Now, instead of keeping this lame series where it belongs, in JERSEY, it’s crossing the Atlantic to a place where, as a WORLD, we are lucky that time hasn’t erased, and we’re subjecting that hallowed Renaissance city to this horror that is the lowest of the cultural low that America has to offer?

So wrong. On so many levels.

Maybe I’m cynical. Maybe I’m jaded. People have often suggested this to me: “Steff, you’re such a cynic.”

Yep, heard THAT before.

So, that said, lemme reach here — lemme open up to the gods of possibility and offer that maybe, JUST MAYBE, this is the season Jersey Shore at long last has a character arc in which the vapidest of guidos and guidettes finally grow and learn that there’s more to life than beer bongs and g-strings.

Maybe Snooki grows a much-anticipated soul and learns to breathe through her nose and think at the same time.
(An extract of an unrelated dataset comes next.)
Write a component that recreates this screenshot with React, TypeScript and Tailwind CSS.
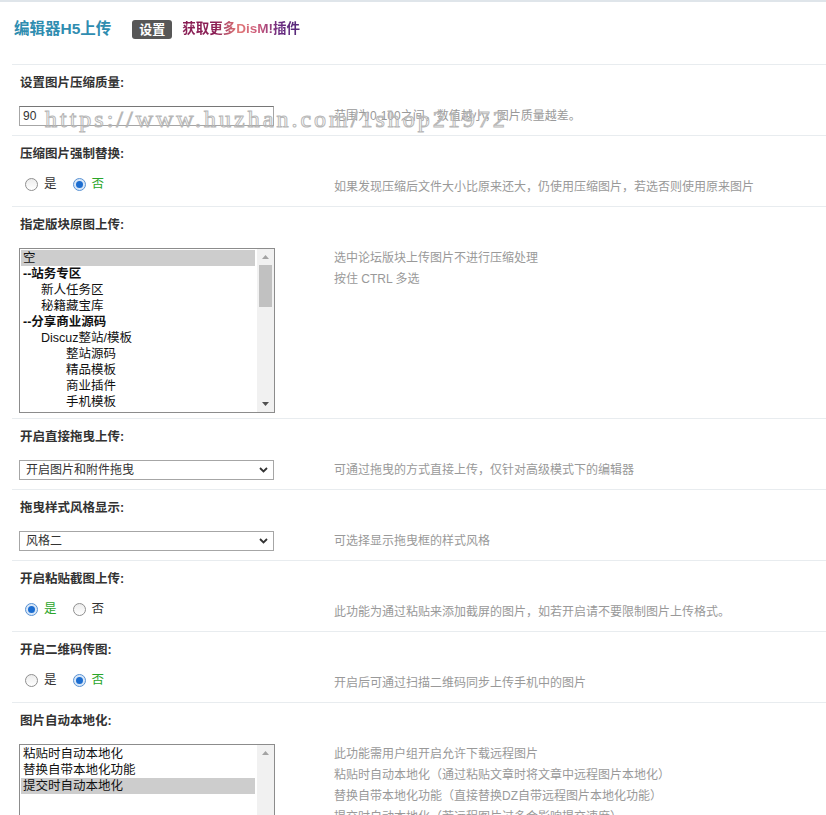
import type { ReactNode } from "react";

type Item = { label: string; pad: string; bold?: boolean; selected?: boolean };

const FORUMS: Item[] = [
  { label: "空", pad: "pl-[2px]", selected: true },
  { label: "--站务专区", pad: "pl-[2px]", bold: true },
  { label: "新人任务区", pad: "pl-[20px]" },
  { label: "秘籍藏宝库", pad: "pl-[20px]" },
  { label: "--分享商业源码", pad: "pl-[2px]", bold: true },
  { label: "Discuz整站/模板", pad: "pl-[20px]" },
  { label: "整站源码", pad: "pl-[45px]" },
  { label: "精品模板", pad: "pl-[45px]" },
  { label: "商业插件", pad: "pl-[45px]" },
  { label: "手机模板", pad: "pl-[45px]" },
];

const LOCALIZE: Item[] = [
  { label: "粘贴时自动本地化", pad: "pl-[2px]" },
  { label: "替换自带本地化功能", pad: "pl-[2px]" },
  { label: "提交时自动本地化", pad: "pl-[2px]", selected: true },
];

export default function App() {
  return (
    <div className="relative min-h-[815px] overflow-hidden border-t-[2px] border-[#dfe5ea] bg-white pl-[12px] font-['Liberation_Sans','Noto_Sans_CJK_SC',sans-serif] text-[#333]">
      {/* 标题栏 */}
      <div className="flex h-[62px] items-center pb-[8px] pl-[2px]">
        <h3 className="text-[15.5px] font-bold text-[#2f8db0]">编辑器H5上传</h3>
        <span className="ml-[21px] rounded-[3px] bg-[#575757] px-[7px] text-[13px] font-bold leading-[19px] text-white">
          设置
        </span>
        <a className="ml-[10px] bg-[linear-gradient(90deg,#8a1f55_0%,#8a1f55_28%,#e27a78_48%,#c8567a_66%,#6a2a80_82%,#552a7a_100%)] bg-clip-text text-[13.5px] font-bold text-transparent">
          获取更多DisM!插件
        </a>
      </div>

      <Section
        title="设置图片压缩质量:"
        tip={["范围为0-100之间，数值越小，图片质量越差。"]}
        field={
          <div className="flex h-[20px] w-[255px] items-center border border-[#a6a6a6] border-t-[#767676] pl-[3px] text-[12px]">
            90
          </div>
        }
      />
      <Section
        title="压缩图片强制替换:"
        tip={["如果发现压缩后文件大小比原来还大，仍使用压缩图片，若选否则使用原来图片"]}
        field={<RadioPair yes={false} />}
      />
      <Section
        title="指定版块原图上传:"
        tall
        tip={["选中论坛版块上传图片不进行压缩处理", "按住 CTRL 多选"]}
        field={<ListBox items={FORUMS} height="h-[165px]" thumb />}
      />
      <Section
        title="开启直接拖曳上传:"
        tip={["可通过拖曳的方式直接上传，仅针对高级模式下的编辑器"]}
        field={<Select value="开启图片和附件拖曳" />}
      />
      <Section
        title="拖曳样式风格显示:"
        tip={["可选择显示拖曳框的样式风格"]}
        field={<Select value="风格二" />}
      />
      <Section
        title="开启粘贴截图上传:"
        tip={["此功能为通过粘贴来添加截屏的图片，如若开启请不要限制图片上传格式。"]}
        field={<RadioPair yes />}
      />
      <Section
        title="开启二维码传图:"
        tip={["开启后可通过扫描二维码同步上传手机中的图片"]}
        field={<RadioPair yes={false} />}
      />
      <Section
        title="图片自动本地化:"
        tall
        tip={[
          "此功能需用户组开启允许下载远程图片",
          "粘贴时自动本地化（通过粘贴文章时将文章中远程图片本地化）",
          "替换自带本地化功能（直接替换DZ自带远程图片本地化功能）",
          "提交时自动本地化（若远程图片过多会影响提交速度）",
        ]}
        field={<ListBox items={LOCALIZE} height="h-[165px]" />}
      />

      {/* 水印 */}
      <div className="pointer-events-none absolute left-[45px] top-[102px] whitespace-nowrap font-['Liberation_Serif',serif] text-[24px] leading-[30px] tracking-[3px] text-transparent [-webkit-text-stroke:1px_#b8b8b8]">
        https://www.huzhan.com/1shop21972
      </div>
    </div>
  );
}

function Section({
  title,
  field,
  tip,
  tall,
}: {
  title: string;
  field: ReactNode;
  tip: string[];
  tall?: boolean;
}) {
  return (
    <div className="border-t border-[#e8ecef]">
      <div className="pl-[8px] pt-[10px] text-[12.5px] font-bold leading-[16px] text-[#333]">
        {title}
      </div>
      <div className={`mt-[15px] flex items-start ${tall ? "pb-[5px]" : "pb-[9px]"}`}>
        <div className="w-[322px] shrink-0 pl-[7px]">{field}</div>
        <div
          className={`text-[12px] text-[#999] ${tip.length > 1 ? "leading-[21px]" : "leading-[20px]"}`}
        >
          {tip.map((t) => (
            <div key={t}>{t}</div>
          ))}
        </div>
      </div>
    </div>
  );
}

function RadioPair({ yes }: { yes: boolean }) {
  return (
    <div className="flex h-[14px] items-center gap-[16px] pl-[6px] text-[12.5px]">
      <Radio checked={yes} label="是" />
      <Radio checked={!yes} label="否" />
    </div>
  );
}

function Radio({ checked, label }: { checked: boolean; label: string }) {
  return (
    <span className="flex items-center gap-[6px]">
      <span
        className={`flex h-[13px] w-[13px] items-center justify-center rounded-full border ${
          checked
            ? "border-[#5b93d3] bg-[#d8e7f8]"
            : "border-[#8f8f8f] bg-[linear-gradient(#ececec,#ffffff)]"
        }`}
      >
        {checked && <span className="h-[7px] w-[7px] rounded-full bg-[#1c6dd0]" />}
      </span>
      <span className={checked ? "text-[#2aa52a]" : "text-[#333]"}>{label}</span>
    </span>
  );
}

function Select({ value }: { value: string }) {
  return (
    <div className="flex h-[20px] w-[255px] items-center justify-between border border-[#a6a6a6] bg-white pl-[6px] pr-[5px] text-[12px] text-[#333]">
      <span>{value}</span>
      <svg width="9" height="6" viewBox="0 0 9 6">
        <path d="M1 1l3.5 3.5L8 1" fill="none" stroke="#333" strokeWidth="1.8" />
      </svg>
    </div>
  );
}

function ListBox({ items, height, thumb }: { items: Item[]; height: string; thumb?: boolean }) {
  return (
    <div className={`flex w-[256px] border border-[#8c8c8c] bg-white ${height}`}>
      <div className="flex-1 pl-[1px] pr-[2px] pt-[1px]">
        {items.map((it) => (
          <div
            key={it.label}
            className={`${it.pad} text-[12.5px] leading-[16px] text-[#111] ${it.bold ? "font-bold" : ""} ${
              it.selected ? "bg-[#cdcdcd]" : ""
            }`}
          >
            {it.label}
          </div>
        ))}
      </div>
      <div className="flex w-[17px] flex-col bg-[#f1f1f1]">
        <div className="flex h-[16px] items-center justify-center">
          <svg width="7" height="4" viewBox="0 0 7 4">
            <path d="M0 4L3.5 0L7 4z" fill="#a3a3a3" />
          </svg>
        </div>
        {thumb && <div className="mx-[2px] h-[42px] bg-[#c1c1c1]" />}
        <div className="flex-1" />
        {thumb && (
          <div className="flex h-[16px] items-center justify-center">
            <svg width="7" height="4" viewBox="0 0 7 4">
              <path d="M0 0L3.5 4L7 0z" fill="#505050" />
            </svg>
          </div>
        )}
      </div>
    </div>
  );
}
Maybe “THE Situation” finally realises the world is bigger than he is, he’s just a cog on its wheel, and thusly he changes his name to the less obnoxious “A Situation.”

Maybe THIS is that season.

But I be it’s not. Growth and redemption apparently don’t sell in America anymore. Mediocrity, however, rakes it in.

I fear for Florence. I fear Italians will get a load of this crew and think “If we knew their descendants would’ve turned out like this, we never would’ve let the emigrants set sail. Had we known…”

But here we are. Season four. Let the wheels of exalted mediocrity spin yet once again.

I keep hoping America, and everyone else, is gonna wise up to this “Hah-hah, they’re so funny when they drink, let’s make them famous!” idiocy, but it might just be that my expectations are too high.

Come on, prove me wrong. Stop watching. Demand more.